Web page code records:

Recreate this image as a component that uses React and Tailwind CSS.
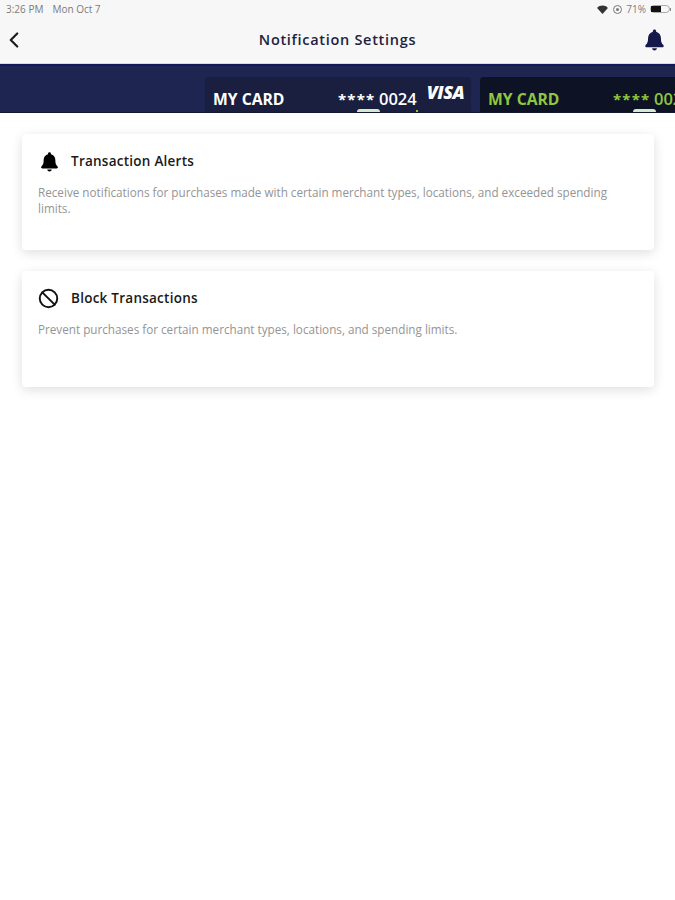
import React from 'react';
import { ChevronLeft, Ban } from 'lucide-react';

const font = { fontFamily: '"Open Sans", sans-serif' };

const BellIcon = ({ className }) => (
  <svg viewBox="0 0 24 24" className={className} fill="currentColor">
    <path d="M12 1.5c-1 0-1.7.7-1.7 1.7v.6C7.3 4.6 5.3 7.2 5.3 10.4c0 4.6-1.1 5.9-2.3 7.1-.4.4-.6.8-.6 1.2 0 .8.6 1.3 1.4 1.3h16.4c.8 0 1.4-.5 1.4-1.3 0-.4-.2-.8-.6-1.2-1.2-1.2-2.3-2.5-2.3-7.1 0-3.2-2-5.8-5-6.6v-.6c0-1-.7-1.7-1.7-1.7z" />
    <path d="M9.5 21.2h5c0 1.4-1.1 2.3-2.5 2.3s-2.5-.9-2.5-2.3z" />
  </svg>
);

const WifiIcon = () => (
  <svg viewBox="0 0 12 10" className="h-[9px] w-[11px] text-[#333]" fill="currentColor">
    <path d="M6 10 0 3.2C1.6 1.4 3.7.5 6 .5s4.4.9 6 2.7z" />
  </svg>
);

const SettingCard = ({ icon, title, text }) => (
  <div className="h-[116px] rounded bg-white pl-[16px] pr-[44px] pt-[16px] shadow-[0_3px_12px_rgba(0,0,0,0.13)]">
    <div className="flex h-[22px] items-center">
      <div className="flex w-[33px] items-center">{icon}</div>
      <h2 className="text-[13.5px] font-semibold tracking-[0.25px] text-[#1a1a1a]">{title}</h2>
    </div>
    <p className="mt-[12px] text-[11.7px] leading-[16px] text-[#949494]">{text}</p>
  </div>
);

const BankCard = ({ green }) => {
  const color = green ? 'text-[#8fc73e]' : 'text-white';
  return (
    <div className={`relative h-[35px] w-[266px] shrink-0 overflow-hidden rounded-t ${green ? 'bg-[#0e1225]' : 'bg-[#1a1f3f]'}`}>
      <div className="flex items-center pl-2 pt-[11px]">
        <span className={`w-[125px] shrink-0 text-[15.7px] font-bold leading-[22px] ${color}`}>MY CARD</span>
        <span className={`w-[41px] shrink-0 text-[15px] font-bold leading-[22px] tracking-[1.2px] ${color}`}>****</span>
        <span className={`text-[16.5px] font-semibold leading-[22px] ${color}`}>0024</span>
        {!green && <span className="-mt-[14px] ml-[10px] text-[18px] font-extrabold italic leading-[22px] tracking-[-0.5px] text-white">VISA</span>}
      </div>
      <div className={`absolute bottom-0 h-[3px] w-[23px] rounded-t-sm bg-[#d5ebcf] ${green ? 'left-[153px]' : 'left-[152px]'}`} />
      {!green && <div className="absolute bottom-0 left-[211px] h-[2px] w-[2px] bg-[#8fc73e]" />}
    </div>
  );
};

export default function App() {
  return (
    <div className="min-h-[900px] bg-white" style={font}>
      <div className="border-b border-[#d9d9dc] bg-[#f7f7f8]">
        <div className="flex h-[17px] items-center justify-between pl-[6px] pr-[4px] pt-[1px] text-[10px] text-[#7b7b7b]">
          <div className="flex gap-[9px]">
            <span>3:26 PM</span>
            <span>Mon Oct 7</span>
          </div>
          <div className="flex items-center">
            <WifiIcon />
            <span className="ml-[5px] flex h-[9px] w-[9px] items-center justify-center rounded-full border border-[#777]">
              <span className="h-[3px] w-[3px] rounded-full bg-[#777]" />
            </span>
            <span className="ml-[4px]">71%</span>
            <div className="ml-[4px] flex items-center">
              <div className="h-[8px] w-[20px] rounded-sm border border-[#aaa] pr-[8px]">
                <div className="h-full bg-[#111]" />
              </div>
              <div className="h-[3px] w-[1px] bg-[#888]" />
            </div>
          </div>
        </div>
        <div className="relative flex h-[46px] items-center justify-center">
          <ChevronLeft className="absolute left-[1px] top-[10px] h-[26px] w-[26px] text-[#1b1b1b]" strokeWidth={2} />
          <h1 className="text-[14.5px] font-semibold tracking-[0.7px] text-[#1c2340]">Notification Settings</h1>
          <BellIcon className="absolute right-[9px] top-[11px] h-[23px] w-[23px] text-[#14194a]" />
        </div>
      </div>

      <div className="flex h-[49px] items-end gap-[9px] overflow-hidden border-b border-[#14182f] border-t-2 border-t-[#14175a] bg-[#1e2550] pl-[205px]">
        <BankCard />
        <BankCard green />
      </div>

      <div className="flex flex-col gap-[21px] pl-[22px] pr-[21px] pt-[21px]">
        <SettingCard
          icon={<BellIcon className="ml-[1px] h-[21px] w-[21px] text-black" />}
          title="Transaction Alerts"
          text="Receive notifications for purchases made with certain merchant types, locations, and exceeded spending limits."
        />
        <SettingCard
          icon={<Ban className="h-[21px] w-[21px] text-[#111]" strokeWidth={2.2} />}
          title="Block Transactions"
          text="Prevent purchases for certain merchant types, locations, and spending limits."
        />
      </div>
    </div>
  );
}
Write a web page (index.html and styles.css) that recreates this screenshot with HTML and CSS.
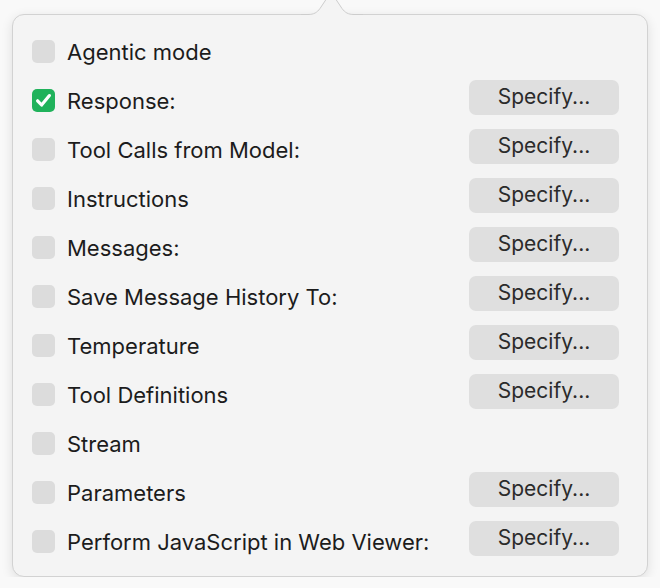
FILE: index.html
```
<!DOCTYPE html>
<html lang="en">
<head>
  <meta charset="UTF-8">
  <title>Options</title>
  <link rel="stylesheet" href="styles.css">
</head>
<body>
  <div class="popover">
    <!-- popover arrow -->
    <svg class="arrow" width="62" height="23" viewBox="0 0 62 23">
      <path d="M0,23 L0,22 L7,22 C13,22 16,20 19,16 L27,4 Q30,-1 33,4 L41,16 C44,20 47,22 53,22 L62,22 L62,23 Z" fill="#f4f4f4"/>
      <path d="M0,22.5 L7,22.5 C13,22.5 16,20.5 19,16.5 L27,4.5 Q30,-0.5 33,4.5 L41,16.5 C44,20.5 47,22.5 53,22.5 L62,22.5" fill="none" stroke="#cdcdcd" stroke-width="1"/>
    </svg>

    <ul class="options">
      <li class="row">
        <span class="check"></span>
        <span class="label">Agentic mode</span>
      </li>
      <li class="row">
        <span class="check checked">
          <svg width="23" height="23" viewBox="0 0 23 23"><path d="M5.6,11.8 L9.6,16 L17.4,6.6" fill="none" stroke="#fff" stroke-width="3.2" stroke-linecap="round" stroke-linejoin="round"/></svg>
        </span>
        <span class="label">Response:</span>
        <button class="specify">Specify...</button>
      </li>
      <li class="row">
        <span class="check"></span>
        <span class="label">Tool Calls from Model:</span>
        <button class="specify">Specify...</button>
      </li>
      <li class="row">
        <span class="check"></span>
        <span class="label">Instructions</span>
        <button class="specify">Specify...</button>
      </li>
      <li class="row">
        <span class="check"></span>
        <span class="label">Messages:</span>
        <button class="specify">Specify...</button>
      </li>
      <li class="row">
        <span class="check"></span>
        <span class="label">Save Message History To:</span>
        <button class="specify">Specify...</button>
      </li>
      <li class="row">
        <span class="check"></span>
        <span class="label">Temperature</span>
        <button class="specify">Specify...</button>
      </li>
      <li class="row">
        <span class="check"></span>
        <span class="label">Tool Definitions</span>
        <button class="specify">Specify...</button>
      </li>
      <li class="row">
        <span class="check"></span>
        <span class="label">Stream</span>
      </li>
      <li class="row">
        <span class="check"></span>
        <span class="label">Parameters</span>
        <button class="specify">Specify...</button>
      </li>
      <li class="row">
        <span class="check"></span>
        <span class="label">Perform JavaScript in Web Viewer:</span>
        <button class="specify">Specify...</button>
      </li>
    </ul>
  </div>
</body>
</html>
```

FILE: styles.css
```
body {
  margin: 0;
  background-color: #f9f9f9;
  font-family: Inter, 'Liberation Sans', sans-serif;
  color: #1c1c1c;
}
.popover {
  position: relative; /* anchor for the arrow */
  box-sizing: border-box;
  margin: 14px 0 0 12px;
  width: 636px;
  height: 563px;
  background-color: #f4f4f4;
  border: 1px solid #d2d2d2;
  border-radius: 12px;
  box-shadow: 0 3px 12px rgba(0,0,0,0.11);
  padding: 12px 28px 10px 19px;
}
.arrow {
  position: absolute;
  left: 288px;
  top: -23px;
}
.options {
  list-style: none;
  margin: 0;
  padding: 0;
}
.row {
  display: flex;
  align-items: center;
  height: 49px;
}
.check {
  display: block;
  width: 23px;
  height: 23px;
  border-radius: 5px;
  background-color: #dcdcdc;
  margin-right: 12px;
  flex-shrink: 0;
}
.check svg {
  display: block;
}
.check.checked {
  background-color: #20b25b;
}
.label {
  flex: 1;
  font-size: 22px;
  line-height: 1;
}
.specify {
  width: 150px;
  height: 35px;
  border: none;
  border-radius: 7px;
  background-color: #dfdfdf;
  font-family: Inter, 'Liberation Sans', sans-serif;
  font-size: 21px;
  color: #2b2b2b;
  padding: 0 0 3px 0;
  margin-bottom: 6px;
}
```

WORK TO BE COMPLETED ▸ Whichever lines contain the string "with", select and copy them.

COMPLETED TASK ▸
          text="Receive notifications for purchases made with certain merchant types, locations, and exceeded spending limits."
Write a web page (index.html and styles.css) that recreates this screenshot with HTML and CSS.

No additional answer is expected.